TASK DESCRIPTION: Quote each line of the material verbatim, without the pictures.

DATASET CONTENT:
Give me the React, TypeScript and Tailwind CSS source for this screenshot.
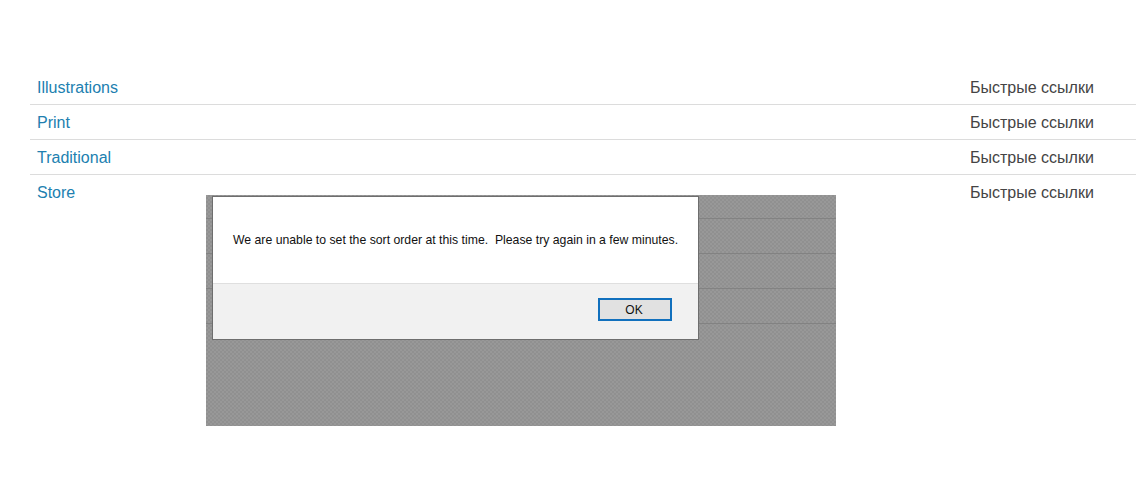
import React from "react";

const rows = ["Illustrations", "Print", "Traditional", "Store"];

const App: React.FC = () => {
  return (
    <div className="relative h-[494px] w-[1136px] overflow-hidden bg-white font-['Liberation_Sans',Arial,sans-serif]">
      {/* LIST */}
      <div className="pl-[30px] pt-[70px]">
        {rows.map((name, index) => (
          <div
            key={name}
            className={`flex h-[35px] items-center justify-between border-b pl-[7px] pr-[42px] pt-[2px] text-[16px] ${
              index < rows.length - 1 ? "border-[#dcdcdc]" : "border-transparent"
            }`}
          >
            <a className="text-[#217fb0]">{name}</a>
            <span className="w-[124px] whitespace-nowrap text-[#444444]">Быстрые ссылки</span>
          </div>
        ))}
      </div>

      {/* GREYED OVERLAY WITH DIALOG */}
      <div className="absolute left-[206px] top-[195px] h-[231px] w-[630px] bg-[repeating-conic-gradient(#909090_0_25%,#989898_0_50%)] bg-[length:4px_4px]">
        <div className="absolute inset-x-0 top-[23px] flex flex-col">
          {[0, 1, 2, 3].map((line) => (
            <div key={line} className="h-[35px] border-t border-[#828282]" />
          ))}
        </div>

        <div className="relative ml-[6px] mt-[1px] flex h-[144px] w-[487px] flex-col border border-[#6e6e6e] bg-white">
          <div className="flex h-[87px] items-center border-b border-[#dfdfdf] pl-[20px] text-[12.25px] whitespace-pre text-[#111111]">
            We are unable to set the sort order at this time.  Please try again in a few minutes.
          </div>
          <div className="flex flex-1 items-center justify-end bg-[#f1f1f1] pr-[26px] pb-[4px]">
            <button className="h-[23px] w-[74px] border-2 border-[#1170bd] bg-[#e1e1e1] pr-[2px] text-[12px] text-[#111111]">
              OK
            </button>
          </div>
        </div>
      </div>
    </div>
  );
};

export default App;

SOLUTION FOR THIS TASK:
Give me the React, TypeScript and Tailwind CSS source for this screenshot.
import React from "react";

const rows = ["Illustrations", "Print", "Traditional", "Store"];

const App: React.FC = () => {
  return (
    <div className="relative h-[494px] w-[1136px] overflow-hidden bg-white font-['Liberation_Sans',Arial,sans-serif]">
      {/* LIST */}
      <div className="pl-[30px] pt-[70px]">
        {rows.map((name, index) => (
          <div
            key={name}
            className={`flex h-[35px] items-center justify-between border-b pl-[7px] pr-[42px] pt-[2px] text-[16px] ${
              index < rows.length - 1 ? "border-[#dcdcdc]" : "border-transparent"
            }`}
          >
            <a className="text-[#217fb0]">{name}</a>
            <span className="w-[124px] whitespace-nowrap text-[#444444]">Быстрые ссылки</span>
          </div>
        ))}
      </div>

      {/* GREYED OVERLAY WITH DIALOG */}
      <div className="absolute left-[206px] top-[195px] h-[231px] w-[630px] bg-[repeating-conic-gradient(#909090_0_25%,#989898_0_50%)] bg-[length:4px_4px]">
        <div className="absolute inset-x-0 top-[23px] flex flex-col">
          {[0, 1, 2, 3].map((line) => (
            <div key={line} className="h-[35px] border-t border-[#828282]" />
          ))}
        </div>

        <div className="relative ml-[6px] mt-[1px] flex h-[144px] w-[487px] flex-col border border-[#6e6e6e] bg-white">
          <div className="flex h-[87px] items-center border-b border-[#dfdfdf] pl-[20px] text-[12.25px] whitespace-pre text-[#111111]">
            We are unable to set the sort order at this time.  Please try again in a few minutes.
          </div>
          <div className="flex flex-1 items-center justify-end bg-[#f1f1f1] pr-[26px] pb-[4px]">
            <button className="h-[23px] w-[74px] border-2 border-[#1170bd] bg-[#e1e1e1] pr-[2px] text-[12px] text-[#111111]">
              OK
            </button>
          </div>
        </div>
      </div>
    </div>
  );
};

export default App;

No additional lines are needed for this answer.